** Start MATERIAL **

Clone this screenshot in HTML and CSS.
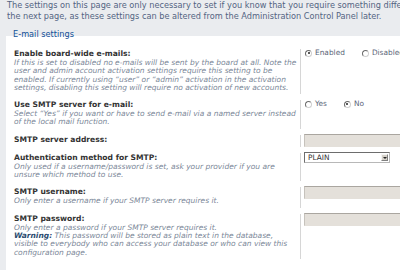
FILE: index.html
```html
<!DOCTYPE html>
<html lang="en">
<head>
    <meta charset="UTF-8">
    <title>E-mail settings</title>
    <link rel="stylesheet" href="styles.css">
</head>
<body>
    <div class="page">
        <p class="intro">The settings on this page are only necessary to set if you know that you require something different from the default. If unsure, just proceed to<br>the next page, as these settings can be altered from the Administration Control Panel later.</p>

        <fieldset class="settings">
            <legend>E-mail settings</legend>

            <dl class="row">
                <dt>
                    <label>Enable board-wide e-mails:</label>
                    <span class="explain">If this is set to disabled no e-mails will be sent by the board at all. Note the<br>user and admin account activation settings require this setting to be<br>enabled. If currently using “user” or “admin” activation in the activation<br>settings, disabling this setting will require no activation of new accounts.</span>
                </dt>
                <dd>
                    <label class="option"><span class="radio checked"></span>Enabled</label>
                    <label class="option"><span class="radio"></span>Disabled</label>
                </dd>
            </dl>

            <dl class="row">
                <dt>
                    <label>Use SMTP server for e-mail:</label>
                    <span class="explain">Select “Yes” if you want or have to send e-mail via a named server instead<br>of the local mail function.</span>
                </dt>
                <dd>
                    <label class="option"><span class="radio"></span>Yes</label>
                    <label class="option"><span class="radio checked"></span>No</label>
                </dd>
            </dl>

            <dl class="row">
                <dt>
                    <label>SMTP server address:</label>
                </dt>
                <dd>
                    <input type="text" class="field">
                </dd>
            </dl>

            <dl class="row">
                <dt>
                    <label>Authentication method for SMTP:</label>
                    <span class="explain">Only used if a username/password is set, ask your provider if you are<br>unsure which method to use.</span>
                </dt>
                <dd>
                    <div class="select"><span>PLAIN</span><span class="arrow"></span></div>
                </dd>
            </dl>

            <dl class="row">
                <dt>
                    <label>SMTP username:</label>
                    <span class="explain">Only enter a username if your SMTP server requires it.</span>
                </dt>
                <dd>
                    <input type="text" class="field">
                </dd>
            </dl>

            <dl class="row">
                <dt>
                    <label>SMTP password:</label>
                    <span class="explain">Only enter a password if your SMTP server requires it.<br><strong>Warning:</strong> This password will be stored as plain text in the database,<br>visible to everybody who can access your database or who can view this<br>configuration page.</span>
                </dt>
                <dd>
                    <input type="password" class="field">
                </dd>
            </dl>
        </fieldset>
    </div>
</body>
</html>
```

FILE: styles.css
```css
html, body {
    margin: 0;
    overflow: hidden;
}
body {
    background-color: #eaecef;
    font-family: "DejaVu Sans", Verdana, sans-serif;
    color: #333;
}
.page {
    width: 560px;
    padding: 0 0 0 6px;
}
.intro {
    margin: 0;
    padding: 0 0 0 1px;
    font-size: 8.2px;
    line-height: 10.5px;
    color: #536482;
    white-space: nowrap;
}
.settings {
    margin: 8px 0 0 0;
    padding: 6px 0 10px 0;
    border: none;
    background-color: #fff;
}
.settings legend {
    margin-left: 7px;
    padding: 0 0 4px 0;
    font-size: 8.2px;
    line-height: 10px;
    color: #115098;
}
.row {
    display: flex;
    margin: 0 0 6px 0;
}
.row dt {
    width: 286px;
    padding: 0 0 2px 8px;
    white-space: nowrap;
}
.row dt label {
    display: block;
    font-size: 7.6px;
    line-height: 10px;
    font-weight: bold;
    color: #333;
}
.explain {
    display: block;
    font-size: 7.5px;
    line-height: 8.3px;
    font-style: italic;
    color: #7b8798;
}
.explain strong {
    color: #2b4a70;
}
.row dd {
    display: flex;
    align-items: flex-start;
    margin: 0;
    padding: 0 0 0 3px;
    border-left: 1px solid #d6d6d6;
}
.option {
    display: flex;
    align-items: center;
    margin-right: 16px;
    font-size: 7.4px;
    line-height: 8px;
    color: #5a6577;
}
.radio {
    box-sizing: border-box;
    width: 7px;
    height: 7px;
    margin: 0 3px 0 1px;
    border: 1px solid;
    border-color: #6b6b6b #d0d0d0 #d0d0d0 #6b6b6b;
    border-radius: 50%;
    background: #fff;
    position: relative;
}
.radio.checked::after {
    content: "";
    position: absolute;
    left: 1.5px;
    top: 1.5px;
    width: 2px;
    height: 2px;
    border-radius: 50%;
    background: #222;
}
.field {
    box-sizing: border-box;
    width: 120px;
    height: 13px;
    margin: -1px 0 0 0;
    padding: 0;
    border: 1px solid;
    border-color: #aaa6a0 #e4e0da #e4e0da #c6c2bc;
    background-color: #e4e0da;
}
.select {
    box-sizing: border-box;
    display: flex;
    justify-content: space-between;
    align-items: center;
    width: 86px;
    height: 11px;
    margin-top: -1px;
    padding-left: 3px;
    border: 1px solid;
    border-color: #6d6d6d #b8b8b8 #b8b8b8 #6d6d6d;
    background: #fff;
    font-size: 7.4px;
    color: #333;
}
.arrow {
    box-sizing: border-box;
    width: 7px;
    height: 7px;
    margin-right: 1px;
    border: 1px solid;
    border-color: #f4f4f4 #808080 #808080 #f4f4f4;
    background: #d4d0c8;
    position: relative;
}
.arrow::after {
    content: "";
    position: absolute;
    left: 1px;
    top: 2px;
    border-left: 2px solid transparent;
    border-right: 2px solid transparent;
    border-top: 2px solid #222;
}
```
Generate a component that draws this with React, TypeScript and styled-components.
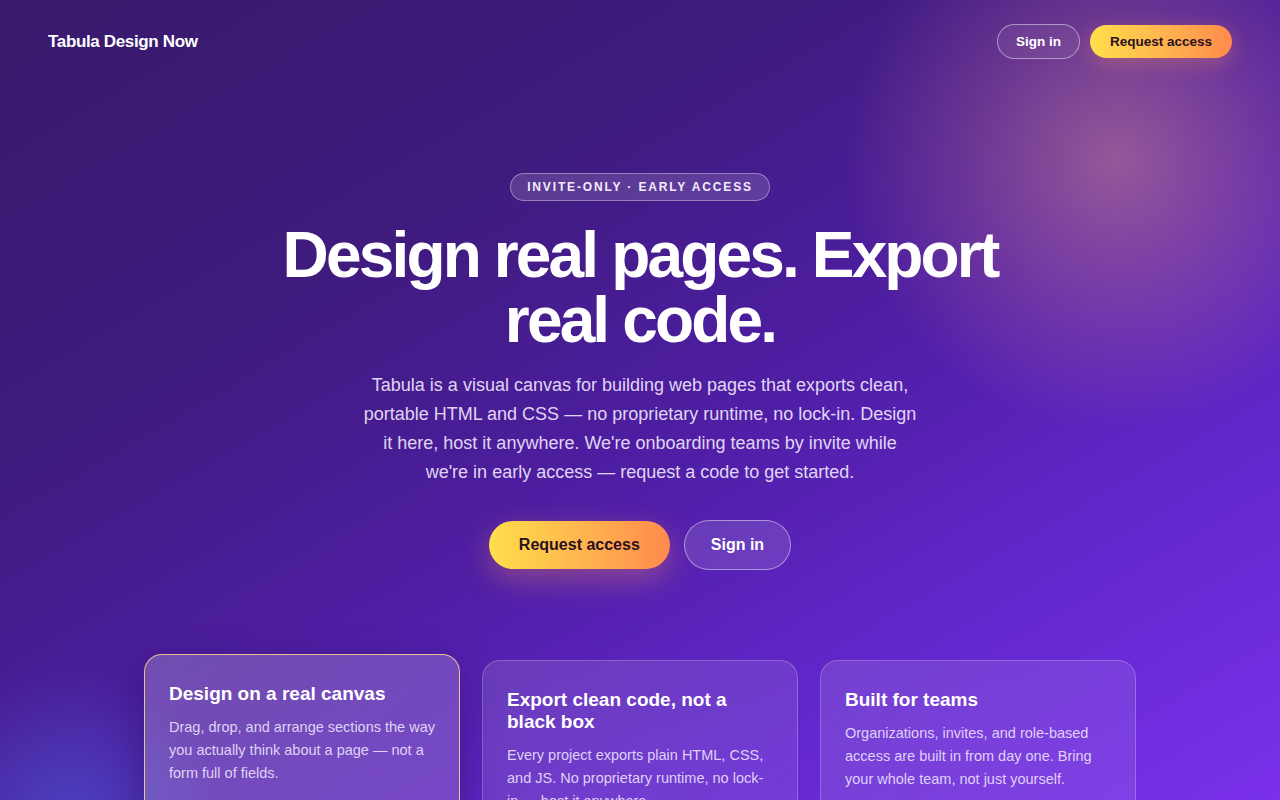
import React from 'react';
import styled, { createGlobalStyle, css } from 'styled-components';

const GlobalStyle = createGlobalStyle`
  * { box-sizing: border-box; }
  html, body { margin: 0; padding: 0; }
  body {
    font-family: "Liberation Sans", Arial, sans-serif;
    color: #fff;
    background: #371a6b;
  }
`;

const Page = styled.div`
  position: relative;
  min-height: 100vh;
  height: 800px;
  overflow: hidden;
  background:
    radial-gradient(circle at 1115px 160px, rgba(255, 176, 140, 0.4) 0px, rgba(255, 160, 140, 0.18) 150px, rgba(255, 150, 140, 0) 270px),
    radial-gradient(circle at 70px 820px, rgba(70, 110, 220, 0.45) 0px, rgba(70, 110, 220, 0) 150px),
    linear-gradient(150deg, #381a6c 0%, #3f1b7e 30%, #4f1ea5 55%, #6428cf 78%, #7a30ea 100%);
`;

const Nav = styled.header`
  display: flex;
  align-items: center;
  justify-content: space-between;
  padding: 24px 48px;
`;

const Logo = styled.div`
  font-size: 17px;
  font-weight: 700;
  letter-spacing: -0.35px;
  color: #fff;
`;

const NavActions = styled.div`
  display: flex;
  align-items: center;
  gap: 10px;
`;

const pill = css`
  display: inline-flex;
  align-items: center;
  justify-content: center;
  border-radius: 999px;
  font-family: "Liberation Sans", Arial, sans-serif;
  font-weight: 700;
  cursor: pointer;
`;

const GhostButton = styled.button<{ size: 'sm' | 'lg' }>`
  ${pill};
  color: #fff;
  background: ${(p) => (p.size === 'lg' ? 'rgba(255,255,255,0.12)' : 'rgba(255,255,255,0.06)')};
  border: 1px solid rgba(255, 255, 255, 0.45);
  height: ${(p) => (p.size === 'lg' ? '50px' : '35px')};
  padding: ${(p) => (p.size === 'lg' ? '0 26px' : '0 18px')};
  font-size: ${(p) => (p.size === 'lg' ? '16px' : '13.5px')};
`;

const PrimaryButton = styled.button<{ size: 'sm' | 'lg' }>`
  ${pill};
  color: #2b1020;
  border: none;
  background: linear-gradient(90deg, #ffdf4a 0%, #ffb24f 55%, #ff8a4c 100%);
  height: ${(p) => (p.size === 'lg' ? '48px' : '33px')};
  padding: ${(p) => (p.size === 'lg' ? '0 30px' : '0 20px')};
  font-size: ${(p) => (p.size === 'lg' ? '16px' : '13.5px')};
  box-shadow: ${(p) =>
    p.size === 'lg'
      ? '0 10px 30px rgba(255, 150, 90, 0.35)'
      : '0 6px 20px rgba(255, 150, 90, 0.3)'};
`;

const Hero = styled.section`
  display: flex;
  flex-direction: column;
  align-items: center;
  text-align: center;
  padding-top: 90px;
`;

const Badge = styled.div`
  height: 28px;
  display: inline-flex;
  align-items: center;
  padding: 0 16px;
  border-radius: 999px;
  border: 1px solid rgba(255, 255, 255, 0.35);
  background: rgba(255, 255, 255, 0.14);
  font-size: 12px;
  font-weight: 700;
  letter-spacing: 1.85px;
  color: #f3ecff;
`;

const Headline = styled.h1`
  margin: 22px 0 0;
  max-width: 780px;
  font-size: 64px;
  line-height: 65px;
  font-weight: 700;
  letter-spacing: -2.85px;
  color: #fff;
`;

const Lead = styled.p`
  margin: 18px 0 0;
  max-width: 560px;
  font-size: 18px;
  line-height: 29px;
  color: rgba(244, 236, 255, 0.9);
`;

const CtaRow = styled.div`
  display: flex;
  align-items: center;
  gap: 14px;
  margin-top: 33px;
`;

const Features = styled.section`
  display: grid;
  grid-template-columns: repeat(3, 316px);
  gap: 22px;
  justify-content: center;
  margin-top: 90px;
`;

const Card = styled.article<{ active?: boolean }>`
  height: 220px;
  padding: 28px 24px 24px 24px;
  border-radius: 18px;
  border: 1px solid ${(p) => (p.active ? 'rgba(255, 214, 140, 0.85)' : 'rgba(255, 255, 255, 0.22)')};
  background: ${(p) =>
    p.active
      ? 'linear-gradient(135deg, rgba(255,255,255,0.22), rgba(255,255,255,0.16))'
      : 'linear-gradient(135deg, rgba(255,255,255,0.12), rgba(255,255,255,0.08))'};
  transform: ${(p) => (p.active ? 'translateY(-6px)' : 'none')};
  box-shadow: ${(p) => (p.active ? '0 14px 40px rgba(20, 5, 60, 0.35)' : 'none')};
  text-align: left;
`;

const CardTitle = styled.h3`
  margin: 0;
  font-size: 19px;
  line-height: 22px;
  font-weight: 700;
  color: #fff;
`;

const CardText = styled.p`
  margin: 11px 0 0;
  font-size: 14.5px;
  line-height: 1.6;
  color: rgba(240, 230, 255, 0.88);
`;

const features = [
  {
    title: 'Design on a real canvas',
    text: 'Drag, drop, and arrange sections the way you actually think about a page — not a form full of fields.',
    active: true,
  },
  {
    title: 'Export clean code, not a black box',
    text: 'Every project exports plain HTML, CSS, and JS. No proprietary runtime, no lock-in — host it anywhere.',
  },
  {
    title: 'Built for teams',
    text: 'Organizations, invites, and role-based access are built in from day one. Bring your whole team, not just yourself.',
  },
];

export default function App() {
  return (
    <Page>
      <GlobalStyle />
      <Nav>
        <Logo>Tabula Design Now</Logo>
        <NavActions>
          <GhostButton size="sm">Sign in</GhostButton>
          <PrimaryButton size="sm">Request access</PrimaryButton>
        </NavActions>
      </Nav>
      <Hero>
        <Badge>INVITE-ONLY · EARLY ACCESS</Badge>
        <Headline>Design real pages. Export real code.</Headline>
        <Lead>
          Tabula is a visual canvas for building web pages that exports clean, portable HTML and CSS — no
          proprietary runtime, no lock-in. Design it here, host it anywhere. We're onboarding teams by invite
          while we're in early access — request a code to get started.
        </Lead>
        <CtaRow>
          <PrimaryButton size="lg">Request access</PrimaryButton>
          <GhostButton size="lg">Sign in</GhostButton>
        </CtaRow>
      </Hero>
      <Features>
        {features.map((f) => (
          <Card key={f.title} active={f.active}>
            <CardTitle>{f.title}</CardTitle>
            <CardText>{f.text}</CardText>
          </Card>
        ))}
      </Features>
    </Page>
  );
}
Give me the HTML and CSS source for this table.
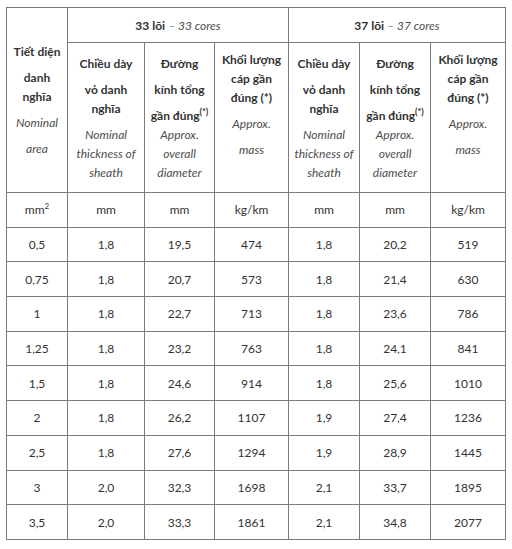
FILE: index.html
```html
<!DOCTYPE html>
<html lang="vi">
<head>
<meta charset="utf-8">
<title>Bảng thông số cáp</title>
<link rel="stylesheet" href="styles.css">
</head>
<body>
<table class="spec">
  <colgroup>
    <col class="c1"><col class="c2"><col class="c3"><col class="c4">
    <col class="c5"><col class="c6"><col class="c7">
  </colgroup>
  <thead>
    <tr class="group">
      <th rowspan="2" class="area">
        <span class="ln b">Tiết diện</span>
        <span class="ln b gap">danh</span>
        <span class="ln b">nghĩa</span>
        <span class="ln it gap">Nominal</span>
        <span class="ln it gap">area</span>
      </th>
      <th colspan="3" class="title"><b>33 lõi</b> <i>– 33 cores</i></th>
      <th colspan="3" class="title"><b>37 lõi</b> <i>– 37 cores</i></th>
    </tr>
    <tr class="sub">
      <th>
        <span class="ln b">Chiều dày</span>
        <span class="ln b gap">vỏ danh</span>
        <span class="ln b">nghĩa</span>
        <span class="ln it gap">Nominal</span>
        <span class="ln it">thickness of</span>
        <span class="ln it">sheath</span>
      </th>
      <th>
        <span class="ln b">Đường</span>
        <span class="ln b gap">kính tổng</span>
        <span class="ln b gap">gần đúng<sup>(*)</sup></span>
        <span class="ln it">Approx.</span>
        <span class="ln it">overall</span>
        <span class="ln it">diameter</span>
      </th>
      <th>
        <span class="ln b">Khối lượng</span>
        <span class="ln b">cáp gần</span>
        <span class="ln b">đúng (*)</span>
        <span class="ln it gap">Approx.</span>
        <span class="ln it gap trail">mass</span>
      </th>
      <th>
        <span class="ln b">Chiều dày</span>
        <span class="ln b gap">vỏ danh</span>
        <span class="ln b">nghĩa</span>
        <span class="ln it gap">Nominal</span>
        <span class="ln it">thickness of</span>
        <span class="ln it">sheath</span>
      </th>
      <th>
        <span class="ln b">Đường</span>
        <span class="ln b gap">kính tổng</span>
        <span class="ln b gap">gần đúng<sup>(*)</sup></span>
        <span class="ln it">Approx.</span>
        <span class="ln it">overall</span>
        <span class="ln it">diameter</span>
      </th>
      <th>
        <span class="ln b">Khối lượng</span>
        <span class="ln b">cáp gần</span>
        <span class="ln b">đúng (*)</span>
        <span class="ln it gap">Approx.</span>
        <span class="ln it gap trail">mass</span>
      </th>
    </tr>
  </thead>
  <tbody class="data">
    <tr><td>mm<sup>2</sup></td><td>mm</td><td>mm</td><td>kg/km</td><td>mm</td><td>mm</td><td>kg/km</td></tr>
    <tr><td>0,5</td><td>1,8</td><td>19,5</td><td>474</td><td>1,8</td><td>20,2</td><td>519</td></tr>
    <tr><td>0,75</td><td>1,8</td><td>20,7</td><td>573</td><td>1,8</td><td>21,4</td><td>630</td></tr>
    <tr><td>1</td><td>1,8</td><td>22,7</td><td>713</td><td>1,8</td><td>23,6</td><td>786</td></tr>
    <tr><td>1,25</td><td>1,8</td><td>23,2</td><td>763</td><td>1,8</td><td>24,1</td><td>841</td></tr>
    <tr><td>1,5</td><td>1,8</td><td>24,6</td><td>914</td><td>1,8</td><td>25,6</td><td>1010</td></tr>
    <tr><td>2</td><td>1,8</td><td>26,2</td><td>1107</td><td>1,9</td><td>27,4</td><td>1236</td></tr>
    <tr><td>2,5</td><td>1,8</td><td>27,6</td><td>1294</td><td>1,9</td><td>28,9</td><td>1445</td></tr>
    <tr><td>3</td><td>2,0</td><td>32,3</td><td>1698</td><td>2,1</td><td>33,7</td><td>1895</td></tr>
    <tr><td>3,5</td><td>2,0</td><td>33,3</td><td>1861</td><td>2,1</td><td>34,8</td><td>2077</td></tr>
  </tbody>
</table>
</body>
</html>
```

FILE: styles.css
```css
html, body {
  margin: 0;
  padding: 0;
  background: #ffffff;
}

body {
  font-family: Lato, "Noto Sans", "DejaVu Sans", sans-serif;
  font-size: 12px;
  color: #333333;
}

.spec {
  margin: 7px 0 0 6px;
  width: 499px;
  table-layout: fixed;
  border-collapse: collapse;
}

.c1 { width: 61px; }
.c2 { width: 77px; }
.c3 { width: 70px; }
.c4 { width: 74px; }
.c5 { width: 71px; }
.c6 { width: 71px; }
.c7 { width: 75px; }

.spec th,
.spec td {
  border: 1px solid #7b7b7b;
  padding: 0;
  text-align: center;
  font-weight: normal;
}

.group .title {
  height: 34px;
  line-height: 19px;
}

.title b {
  font-weight: 700;
  color: #333333;
}

.title i {
  color: #4d4d4d;
}

.sub th {
  height: 149px;
  vertical-align: middle;
}

.area {
  vertical-align: middle;
}

.ln {
  display: block;
  line-height: 19px;
  white-space: nowrap;
}

.ln.gap {
  margin-top: 7px;
}

.ln.trail {
  margin-bottom: 26px;
}

.ln.b {
  font-weight: 700;
  color: #333333;
}

.ln.it {
  font-style: italic;
  color: #4d4d4d;
}

.ln sup {
  font-size: 9px;
  line-height: 0;
  vertical-align: 5px;
}

.data td {
  height: 33.7px;
  line-height: 19px;
  color: #333333;
}

.data sup {
  font-size: 8px;
  line-height: 0;
  vertical-align: 5px;
}
```
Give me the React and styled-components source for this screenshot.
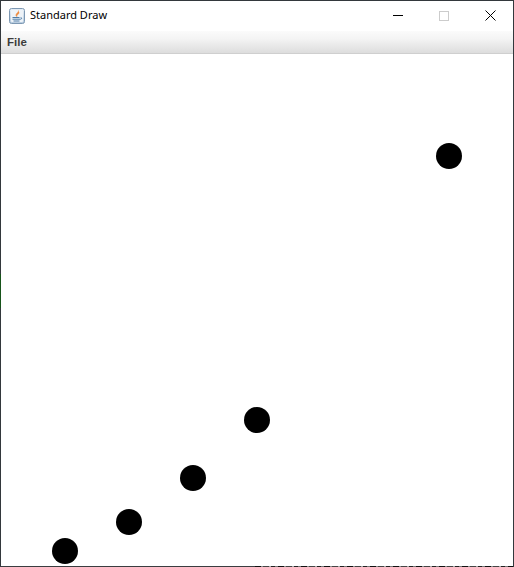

** End MATERIAL **

STATED GOAL -
From the data above, show each line that contains "source".

THE REPLY -
Give me the HTML and CSS source for this table.
Give me the React and styled-components source for this screenshot.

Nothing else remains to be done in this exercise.